Kurdish politicians have labeled Hadba leaders as racists and terrorist sympathizers, accusing the party of inciting hatred against Kurds in the province and opposing a fair resolution of territorial disputes. Arabs across Iraq boycotted the 2005 elections which formed the current provincial government, allowing Kurdish parties to control all levels of Ninevah's local government even in the majority-Arab city of Mosul. The Iraqi Army and Police units which patrolled Ninevah were until recently all loyal to the Kurdistan regional government, a situation which especially generated tension in Mosul, which is home to a large number of former Army officers and known for its deep Ba'athist sympathies. The Arab population of Mosul complained of abuse at the hands of Kurdish security forces and objected to the holding of many Arab suspects in prisons deep inside the territory of Kurdistan. The Kurds complain that many of their people have been killed by militant groups such as Al-Qaeda, and say that the recently created Arab police units are infiltrated by terrorist elements.

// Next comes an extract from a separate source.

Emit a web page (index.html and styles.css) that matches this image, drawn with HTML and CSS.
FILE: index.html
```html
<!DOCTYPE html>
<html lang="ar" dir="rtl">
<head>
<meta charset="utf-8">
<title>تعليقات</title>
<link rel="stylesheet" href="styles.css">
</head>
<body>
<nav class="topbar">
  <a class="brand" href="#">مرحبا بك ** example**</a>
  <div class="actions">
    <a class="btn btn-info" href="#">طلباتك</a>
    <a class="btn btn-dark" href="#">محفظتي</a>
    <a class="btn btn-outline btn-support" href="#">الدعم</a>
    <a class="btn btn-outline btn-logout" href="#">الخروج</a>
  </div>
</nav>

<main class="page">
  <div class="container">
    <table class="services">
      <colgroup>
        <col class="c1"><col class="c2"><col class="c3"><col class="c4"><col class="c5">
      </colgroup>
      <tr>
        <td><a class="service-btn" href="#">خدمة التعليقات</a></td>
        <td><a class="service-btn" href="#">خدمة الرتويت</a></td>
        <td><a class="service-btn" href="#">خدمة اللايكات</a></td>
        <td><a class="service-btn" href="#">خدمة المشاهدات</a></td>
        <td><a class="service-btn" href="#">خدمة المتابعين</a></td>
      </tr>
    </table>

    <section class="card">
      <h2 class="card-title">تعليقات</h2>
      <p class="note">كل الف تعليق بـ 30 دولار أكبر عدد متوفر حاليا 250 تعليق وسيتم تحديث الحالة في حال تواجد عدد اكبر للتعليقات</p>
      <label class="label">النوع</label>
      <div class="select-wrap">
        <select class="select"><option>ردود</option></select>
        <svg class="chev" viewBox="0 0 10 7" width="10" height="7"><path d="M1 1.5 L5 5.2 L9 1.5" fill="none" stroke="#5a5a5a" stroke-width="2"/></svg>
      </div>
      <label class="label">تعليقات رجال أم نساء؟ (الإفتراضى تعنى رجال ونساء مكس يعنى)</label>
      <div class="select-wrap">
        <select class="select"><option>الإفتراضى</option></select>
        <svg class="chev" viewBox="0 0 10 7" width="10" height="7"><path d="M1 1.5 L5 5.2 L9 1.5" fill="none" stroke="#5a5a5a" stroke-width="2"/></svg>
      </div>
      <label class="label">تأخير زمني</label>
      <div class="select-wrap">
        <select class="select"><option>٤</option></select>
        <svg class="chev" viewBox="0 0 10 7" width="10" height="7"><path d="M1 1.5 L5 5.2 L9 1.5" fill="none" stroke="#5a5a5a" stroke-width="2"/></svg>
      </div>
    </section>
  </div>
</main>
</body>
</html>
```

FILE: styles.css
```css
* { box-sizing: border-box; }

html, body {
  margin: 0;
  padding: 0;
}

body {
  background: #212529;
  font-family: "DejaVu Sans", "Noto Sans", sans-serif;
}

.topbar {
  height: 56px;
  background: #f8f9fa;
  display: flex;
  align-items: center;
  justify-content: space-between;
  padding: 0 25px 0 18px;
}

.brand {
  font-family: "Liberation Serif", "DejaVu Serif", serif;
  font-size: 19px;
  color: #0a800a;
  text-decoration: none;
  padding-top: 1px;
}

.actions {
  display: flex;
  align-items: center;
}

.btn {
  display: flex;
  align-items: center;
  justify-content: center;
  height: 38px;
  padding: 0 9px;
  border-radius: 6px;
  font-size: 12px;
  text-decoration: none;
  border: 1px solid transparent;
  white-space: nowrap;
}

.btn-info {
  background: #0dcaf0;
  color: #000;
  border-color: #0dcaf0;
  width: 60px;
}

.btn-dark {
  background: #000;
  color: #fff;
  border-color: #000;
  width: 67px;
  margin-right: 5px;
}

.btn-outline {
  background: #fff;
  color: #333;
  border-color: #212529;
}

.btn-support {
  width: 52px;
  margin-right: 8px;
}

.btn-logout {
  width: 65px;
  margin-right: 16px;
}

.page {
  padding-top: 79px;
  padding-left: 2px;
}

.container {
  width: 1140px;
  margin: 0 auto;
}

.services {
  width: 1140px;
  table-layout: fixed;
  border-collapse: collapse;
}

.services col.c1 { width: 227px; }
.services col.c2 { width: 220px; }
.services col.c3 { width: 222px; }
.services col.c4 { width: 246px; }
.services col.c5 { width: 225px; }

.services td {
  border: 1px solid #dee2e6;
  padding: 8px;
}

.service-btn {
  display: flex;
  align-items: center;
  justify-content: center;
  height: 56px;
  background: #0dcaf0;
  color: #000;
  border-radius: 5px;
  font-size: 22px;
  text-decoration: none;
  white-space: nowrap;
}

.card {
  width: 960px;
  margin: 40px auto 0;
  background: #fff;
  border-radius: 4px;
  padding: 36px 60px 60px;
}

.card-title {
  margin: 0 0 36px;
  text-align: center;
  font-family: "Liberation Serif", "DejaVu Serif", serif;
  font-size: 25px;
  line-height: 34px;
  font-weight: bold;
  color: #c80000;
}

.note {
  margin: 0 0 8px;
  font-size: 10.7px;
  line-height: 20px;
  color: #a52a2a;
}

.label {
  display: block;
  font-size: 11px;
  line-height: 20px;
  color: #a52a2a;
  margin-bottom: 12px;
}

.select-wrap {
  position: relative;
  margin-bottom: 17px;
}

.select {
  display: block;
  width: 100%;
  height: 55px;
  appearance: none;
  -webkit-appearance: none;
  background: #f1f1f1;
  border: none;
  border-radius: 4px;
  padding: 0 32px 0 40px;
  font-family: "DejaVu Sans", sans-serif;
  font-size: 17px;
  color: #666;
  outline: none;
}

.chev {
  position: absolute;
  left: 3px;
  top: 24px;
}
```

Kurdish politicians in Ninevah have long accepted that their dominance would end with the January 31st provincial elections, but it is almost certain they would have rather had to work with almost any Arab party other than Al-Hadba. The Kurdish alliance in the most recent elections was called the Ninevah Brotherly List, symbolizing its leaders’ desire to work amicably with different groups in the province. They are trying to ensure that they maintain some clout in the new provincial council, to leave the door open to the annexation of northern parts of the province currently controlled by Kurdish military units and to generally prevent Kurdish residents from becoming second-class citizens. A Kurdish parliament member declared on Friday that no Ninevah party would be able to achieve the majority necessary to govern without making alliances, saying that the Brotherly List would receive 30% of the seats after the final results were announced. On Saturday Usama Al-Najeefi responded by saying that the Hadba party could form a governing alliance all by itself, and that his party would in fact receive 60% of the seats after the final count. According to the preliminary results announced a week ago, the Hadba party received 48% of the votes and the Brotherly List received 25%.

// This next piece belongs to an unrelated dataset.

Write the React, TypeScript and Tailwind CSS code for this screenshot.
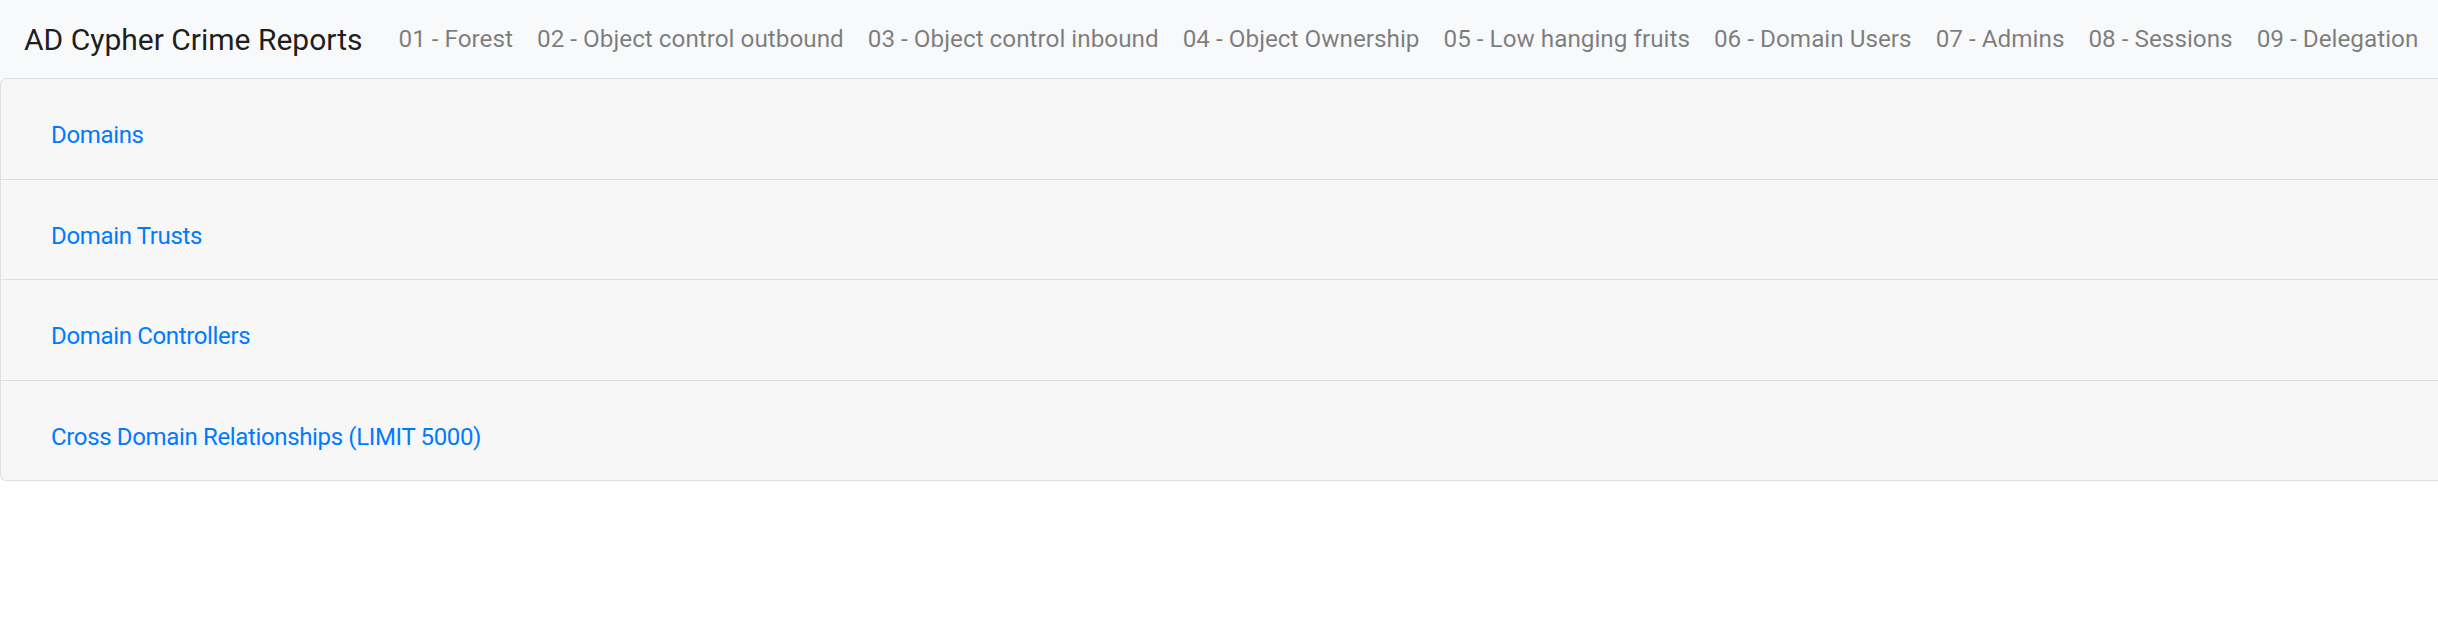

Al-Hadba has long campaigned to create divisions between Ninevah's smaller minority groups and the Kurds, thus undermining Kurdish efforts to annex the towns where those minorities live. The attempt to split off members of the Yazidi religious sect has been particularly offensive to Kurds who have always considered the Yazidis to be a part of their people; yet in the recent campaign at least some Yazidi politicians came out against Kurdish dominance in Ninevah. Last Tuesday Usama Al-Najeefi held a joint press conference with leaders of the Yazidi Reformist Progressive Front and the Shabak Democratic Assembly to announce an alliance between these two parties and Al-Hadba. Neither of these two parties were listed in the preliminary election results for Ninevah, so it is possible that they were parties that did not achieve the minimum threshold of votes to receive a council seat and are adding their vote tallies to Al-Hadba, or that they were represented by one of the other electoral alliances and are now switching their allegiance. Al-Najeefi also declared his party's willingness to form alliances with other parties in the province, mentioning the Iraqi Islamic Party and the Christian Ishtar List by name.

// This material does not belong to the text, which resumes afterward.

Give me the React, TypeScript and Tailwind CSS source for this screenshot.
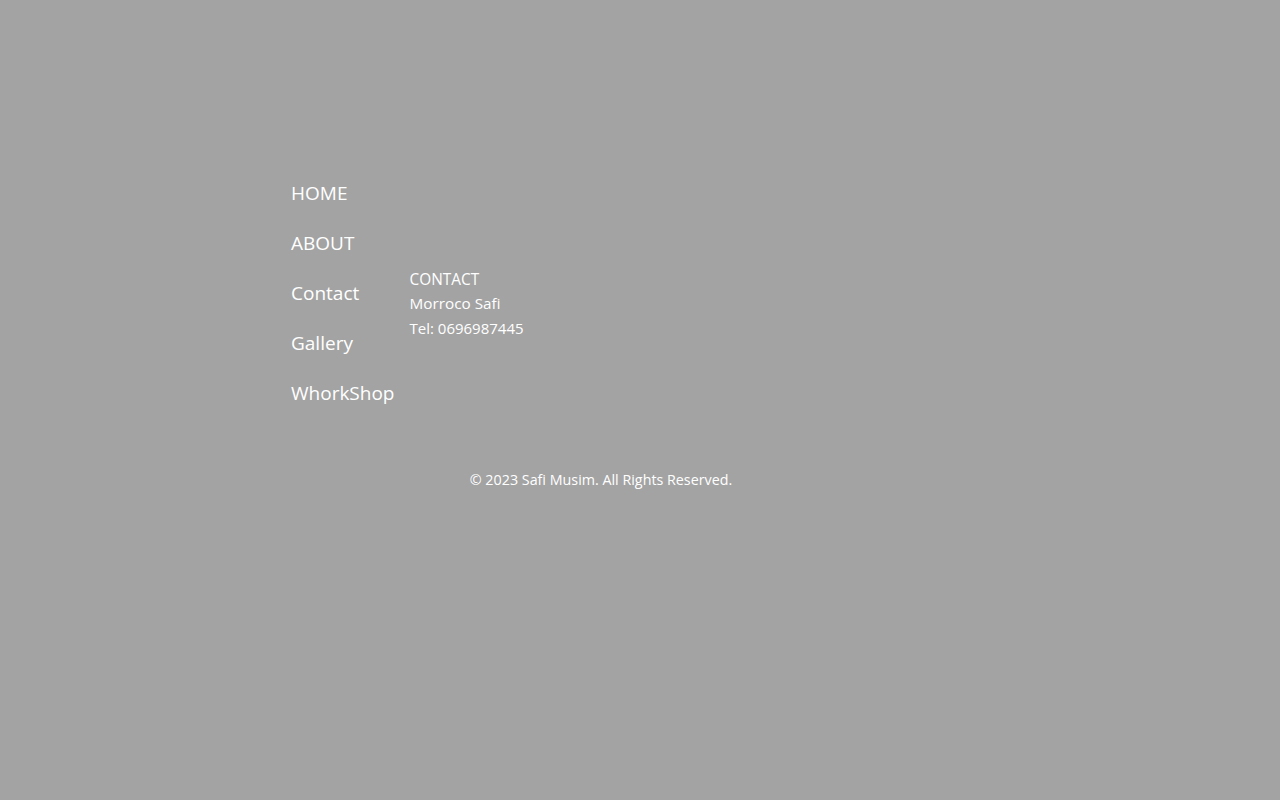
export default function App() {
  const links = ["HOME", "ABOUT", "Contact", "Gallery", "WhorkShop"];

  return (
    <div className="min-h-screen bg-[#a3a3a3] text-white font-['Open_Sans',sans-serif]">
      <footer className="pt-[168px] pl-[291px]">
        <div className="flex">
          <ul className="flex flex-col">
            {links.map((l) => (
              <li key={l} className="text-[19px] leading-[50px] h-[50px]">
                <a href="#">{l}</a>
              </li>
            ))}
          </ul>

          <div className="ml-[15px] mt-[99px] flex flex-col text-[15px] leading-[24.5px]">
            <span className="text-[15.4px] translate-y-[1px]">CONTACT</span>
            <span className="text-[15.3px] -translate-y-[1px]">Morroco Safi</span>
            <span>Tel: 0696987445</span>
          </div>
        </div>

        <p className="mt-[50px] w-[620px] text-center text-[14.3px] leading-[24px]">
          © 2023 Safi Musim. All Rights Reserved.
        </p>
      </footer>
    </div>
  );
}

In addition to political maneuvers Mosul has seen a wave of attacks on electoral candidates this week, with an attempt against a Hadba party candidate just today. Ninevah's outgoing Assistant Governor, Khasro Kouran, denied that there were any political motivations behind the continuing assassination attempts, saying that it was a matter of insufficient security and describing the security forces as “infiltrated”.

==Leaders==
Leading members of the party are reported to include:
1. Atheel al-Nujaifi, who leads the party, a horse breeder in Mosul that once supplied horses to Uday and Qusay Hussein and the brother of the former Minister and Iraqi List MP Usama al-Najafi
2. Riad al-Chakerji, a retired army general, an adviser to the government of Nouri al-Maliki and the candidate for the governorship of Ninawa
3. Sheik Abdullah al-Humaidi al Yawar, the leader of the Shammar tribe, head of the "Justice and Reform Movement"
4. Hassan al-Luhaibi, a former Army commander who led the invasion of Kuwait in 1990
5. Mr. Arshad Al- Zibari is the leader of Iraqi Kurdish party of freedom and justice, and a member of Iraqi Turkmen Front in Ninawa and Kirkuk Governorates.(www.ikfjp.com)
6. The representative of Al-Hadba in Europe is Mr. Ziad Al-Zibari. He is member of the board of Iraqi Kurdish party of freedom and justice, and a member of Iraqi Turkmen Front in Ninawa and Kirkuk Governorates.

==Policies==
The party supports the removal of Kurdish peshmerga forces from Ninawa, saying many of the province's insurgent groups would become law-abiding after that.

In relation to Ninewa's disputed territories that are claimed by the Kurdish Regional Government, Atheel al-Najafi, the head of the Hadba movement, said in an interview with Niqash that:

Ninawa’s administrative borders have been officially acknowledged. The existence of disputed areas in the province does not imply that the Kurdish Region can put them under its control until a resolution is reached. These areas should be under one authority, that of Ninawa province, which is controlled by the central authority in the capital city of Baghdad.

The representative of Al-Hadba in Europe is Mr. Ziad Zibari.